図巧第39番は大発展し、一分野を築くことになるが、連取りする駒を歩から香などに替えたり、主駒を角から飛車に替えたりしない、謂わば直系の子孫はさほど数多くない。入手する歩を処理するアイデアといえば看寿の角不成が自然で、これに何を付け加えても蛇足ではないかと思わせる力を持っている。

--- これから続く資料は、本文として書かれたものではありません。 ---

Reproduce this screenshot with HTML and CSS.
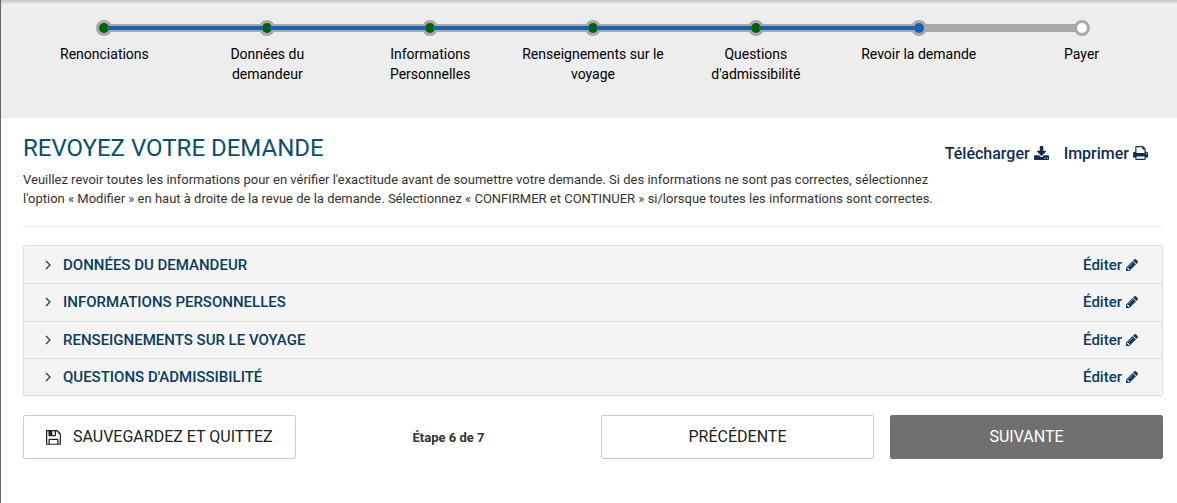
FILE: index.html
```html
<!DOCTYPE html>
<html lang="fr">
<head>
<meta charset="utf-8">
<title>Revoyez votre demande</title>
<meta name="viewport" content="width=device-width, initial-scale=1">
<link rel="stylesheet" href="styles.css">
</head>
<body>
<svg class="sprite" aria-hidden="true">
  <symbol id="pencil" viewBox="128 149 1515 1515"><path d="M491 1536l91-91-235-235-91 91v107h128v128h107zm523-928q0-22-22-22-10 0-17 7l-542 542q-7 7-7 17 0 22 22 22 10 0 17-7l542-542q7-7 7-17zm-54-192l416 416-832 832h-416v-416zm683 96q0 53-37 90l-166 166-416-416 166-165q36-38 90-38 53 0 91 38l235 234q37 39 37 91z"/></symbol>
  <symbol id="download" viewBox="64 0 1664 1536"><path d="M1344 1344q0-26-19-45t-45-19-45 19-19 45 19 45 45 19 45-19 19-45zm256 0q0-26-19-45t-45-19-45 19-19 45 19 45 45 19 45-19 19-45zm128-224v320q0 40-28 68t-68 28h-1472q-40 0-68-28t-28-68v-320q0-40 28-68t68-28h465l135 136q58 56 136 56t136-56l136-136h464q40 0 68 28t28 68zm-325-569q17 41-14 70l-448 448q-18 19-45 19t-45-19l-448-448q-31-29-14-70 17-39 59-39h256v-448q0-26 19-45t45-19h256q26 0 45 19t19 45v448h256q42 0 59 39z"/></symbol>
  <symbol id="print" viewBox="64 128 1664 1536"><path d="M448 1536h896v-256h-896v256zm0-640h896v-384h-160q-40 0-68-28t-28-68v-160h-640v640zm1152 64q0-26-19-45t-45-19-45 19-19 45 19 45 45 19 45-19 19-45zm128 0v416q0 13-9.5 22.5t-22.5 9.5h-224v160q0 40-28 68t-68 28h-960q-40 0-68-28t-28-68v-160h-224q-13 0-22.5-9.5t-9.5-22.5v-416q0-79 56.5-135.5t135.5-56.5h64v-544q0-40 28-68t68-28h672q40 0 88 20t76 48l152 152q28 28 48 76t20 88v256h64q79 0 135.5 56.5t56.5 135.5z"/></symbol>
  <symbol id="floppy" viewBox="128 128 1536 1536"><path d="M512 1536h768v-384h-768v384zm896 0h128v-896q0-14-10-38.500t-20-34.500l-281-281q-10-10-34-20t-39-10v416q0 40-28 68t-68 28h-576q-40 0-68-28t-28-68v-416h-128v1280h128v-416q0-40 28-68t68-28h832q40 0 68 28t28 68v416zm-384-928v-320q0-13-9.500-22.500t-22.500-9.500h-192q-13 0-22.500 9.500t-9.500 22.500v320q0 13 9.500 22.500t22.500 9.500h192q13 0 22.500-9.500t9.500-22.500zm640 32v896q0 40-28 68t-68 28h-1344q-40 0-68-28t-28-68v-1344q0-40 28-68t68-28h928q40 0 88 20t76 48l280 280q28 28 48 76t20 88z"/></symbol>
  <symbol id="angle" viewBox="0 0 6 10"><path d="M1 1l4 4-4 4" fill="none" stroke="currentColor" stroke-width="1.200"/></symbol>
</svg>
<nav class="progress" aria-label="Étapes">
  <ol class="steps">
    <li class="step done"><span class="dot"></span>Renonciations</li>
    <li class="step done"><span class="dot"></span>Données du demandeur</li>
    <li class="step done"><span class="dot"></span>Informations Personnelles</li>
    <li class="step done"><span class="dot"></span>Renseignements sur le voyage</li>
    <li class="step done"><span class="dot"></span>Questions d'admissibilité</li>
    <li class="step current" aria-current="step"><span class="dot"></span>Revoir la demande</li>
    <li class="step"><span class="dot"></span>Payer</li>
  </ol>
</nav>
<main class="content">
  <header class="intro">
    <div class="intro-text">
      <h1>REVOYEZ VOTRE DEMANDE</h1>
      <p>Veuillez revoir toutes les informations pour en vérifier l'exactitude avant de soumettre votre demande. Si des informations ne sont pas correctes, sélectionnez l'option « Modifier » en haut à droite de la revue de la demande. Sélectionnez « CONFIRMER et CONTINUER » si/lorsque toutes les informations sont correctes.</p>
    </div>
    <div class="tools">
      <a href="#">Télécharger <svg class="icon-tool"><use href="#download"/></svg></a>
      <a href="#">Imprimer <svg class="icon-tool"><use href="#print"/></svg></a>
    </div>
  </header>
  <div class="sections">
    <section class="section">
      <h2><button type="button" class="toggle"><svg class="icon-angle"><use href="#angle"/></svg>DONNÉES DU DEMANDEUR</button></h2>
      <a href="#">Éditer <svg class="icon-edit"><use href="#pencil"/></svg></a>
    </section>
    <section class="section">
      <h2><button type="button" class="toggle"><svg class="icon-angle"><use href="#angle"/></svg>INFORMATIONS PERSONNELLES</button></h2>
      <a href="#">Éditer <svg class="icon-edit"><use href="#pencil"/></svg></a>
    </section>
    <section class="section">
      <h2><button type="button" class="toggle"><svg class="icon-angle"><use href="#angle"/></svg>RENSEIGNEMENTS SUR LE VOYAGE</button></h2>
      <a href="#">Éditer <svg class="icon-edit"><use href="#pencil"/></svg></a>
    </section>
    <section class="section">
      <h2><button type="button" class="toggle"><svg class="icon-angle"><use href="#angle"/></svg>QUESTIONS D'ADMISSIBILITÉ</button></h2>
      <a href="#">Éditer <svg class="icon-edit"><use href="#pencil"/></svg></a>
    </section>
  </div>
  <footer class="actions">
    <button type="button" class="btn btn-save"><svg class="icon-save"><use href="#floppy"/></svg>SAUVEGARDEZ ET QUITTEZ</button>
    <p class="count">Étape 6 de 7</p>
    <button type="button" class="btn">PRÉCÉDENTE</button>
    <button type="button" class="btn btn-next">SUIVANTE</button>
  </footer>
</main>
</body>
</html>
```
FILE: styles.css
```css
* { box-sizing: border-box; }

body {
  margin: 0;
  min-height: 100vh;
  border-left: 1px solid #666;
  background: #fff;
  color: #333;
  font-family: Roboto, "Liberation Sans", sans-serif;
}

h1, h2, p, ol { margin: 0; padding: 0; }
a { text-decoration: none; }
svg { fill: currentColor; flex: none; }
.sprite { position: absolute; width: 0; height: 0; }

/* Progress steps */
.progress {
  padding: 20px 14px 34px 22px;
  background: linear-gradient(#c4c4c4, #ededed 4px);
}
.steps {
  display: grid;
  grid-template-columns: repeat(7, 1fr);
  list-style: none;
  isolation: isolate;
}
.step {
  position: relative;
  padding: 0 10px;
  color: #000;
  font-size: 14px;
  line-height: 20px;
  text-align: center;
}
.dot {
  display: block;
  width: 16px;
  height: 16px;
  margin: 0 auto 8px;
  border: 3px solid #a9a9a9;
  border-radius: 50%;
  background: #fff;
}
.done .dot { background: #006400; }
.current .dot { background: #1b61ad; }
.step:not(:last-child)::before {
  content: "";
  position: absolute;
  z-index: -1;
  top: 4px;
  left: 50%;
  width: 100%;
  height: 8px;
  background: #a9a9a9;
}
.done::after {
  content: "";
  position: absolute;
  z-index: 1;
  top: 6px;
  left: calc(50% + 3px);
  width: calc(100% - 7px);
  height: 4px;
  background: #1b61ad;
}

/* Page heading */
.content { padding: 16px 14px 40px 22px; }
.intro {
  display: flex;
  justify-content: space-between;
  padding-bottom: 18px;
  border-bottom: 1px solid #eee;
}
.intro-text { max-width: 912px; }
h1 {
  margin-bottom: 7px;
  color: #0b4e71;
  font-size: 24px;
  font-weight: 400;
  line-height: 29px;
}
.intro p { font-size: 13px; line-height: 19px; }
.tools {
  display: flex;
  gap: 15px;
  padding: 9px 15px 0 0;
}
.tools a {
  display: flex;
  align-items: center;
  gap: 4px;
  height: 20px;
  color: #112e51;
  font-size: 16px;
  font-weight: 500;
  white-space: nowrap;
}
.icon-tool { width: 15px; height: 14px; }

/* Collapsible sections */
.sections {
  display: grid;
  grid-auto-rows: 1fr;
  min-height: 151px;
  margin-top: 18px;
  border: 1px solid #ddd;
  border-radius: 2px;
  background: #f4f4f4;
  box-shadow: 0 1px 1px rgba(0, 0, 0, .05);
}
.section {
  display: flex;
  align-items: center;
  justify-content: space-between;
  padding: 0 24px 0 21px;
}
.section + .section { border-top: 1px solid #ddd; }
.toggle {
  display: flex;
  align-items: center;
  gap: 12px;
  padding: 0;
  border: 0;
  background: none;
  color: #0c3c60;
  font: 500 15px/20px Roboto, "Liberation Sans", sans-serif;
}
.icon-angle { width: 6px; height: 10px; }
.section a {
  display: flex;
  align-items: center;
  gap: 4px;
  color: #0c3c60;
  font-size: 15px;
  font-weight: 500;
  line-height: 20px;
}
.icon-edit { width: 12px; height: 12px; }

/* Footer buttons */
.actions {
  display: grid;
  grid-template-columns: repeat(4, 1fr);
  gap: 16px;
  align-items: center;
  margin-top: 19px;
}
.btn {
  display: flex;
  align-items: center;
  justify-content: center;
  padding: 11px 22px;
  border: 1px solid #ccc;
  border-radius: 2px;
  background: #fff;
  color: #212121;
  font: 400 16px/20px Roboto, "Liberation Sans", sans-serif;
}
.btn-save { justify-content: flex-start; gap: 12px; }
.btn-next { border-color: #707070; background: #707070; color: #fff; }
.icon-save { width: 15px; height: 15px; }
.count { font-size: 13px; font-weight: 700; text-align: center; }
```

歩の連取りが発展するのは逆順に連取りする上田吉一「五月晴」(1972)以降だ。
歩以外の駒を入手できるので様々な発展が可能になった。
ここでは直系の子孫–即ち主駒が角で歩を近い方から取って行くタイプ–で記憶に残る作品を並べてみよう。
飯田岳一 詰パラ1979.4
親駒の飛車を打ち直す。
橋本孝治 詰パラ1986.3改
こちらは主駒の角を打ち直す。
安心の橋本孝治品質。
余詰修正の際に22歩まで連取りする形に改良したのは流石。
(ただしここだけ成生非限定?)
山本昭一「スターダスト」 詰パラ1981.5
親駒の香を打ち直す間に飛車合もはいって絢爛豪華な印象。
そして歩を2列も連取りするというのが凄い。
X方向に2列連取りする作品はそれまでにもあったが平行な2列は本作しか知らない。
収束も連取りの意味づけも推敲が尽くされている印象でいかにも山本昭一作品だ。
荒木秀雄 近将1990.1改
親駒も主駒も打ち換えたりしない・合駒も登場しない。
それなのに華麗な新作に仕上げている所が驚きだ。
馬屋原剛 詰パラ2012.11
荒木作を並べたら、この作品も並べなければいけないだろう。
\(馬鋸+連取\)という足し算なので「歩の連取発展史」としては傍流になるのかもしれないが、なんといってもシンプルなアイデアを見事に図化している。
この短い収束で馬鋸、連取りの2つの意味づけをクリアしているのが鮮やかだ。
もちろん狙いは20年以上君臨してきた荒木作の「角生22回」の記録の更新。
作者渾身のボケも忘れられない。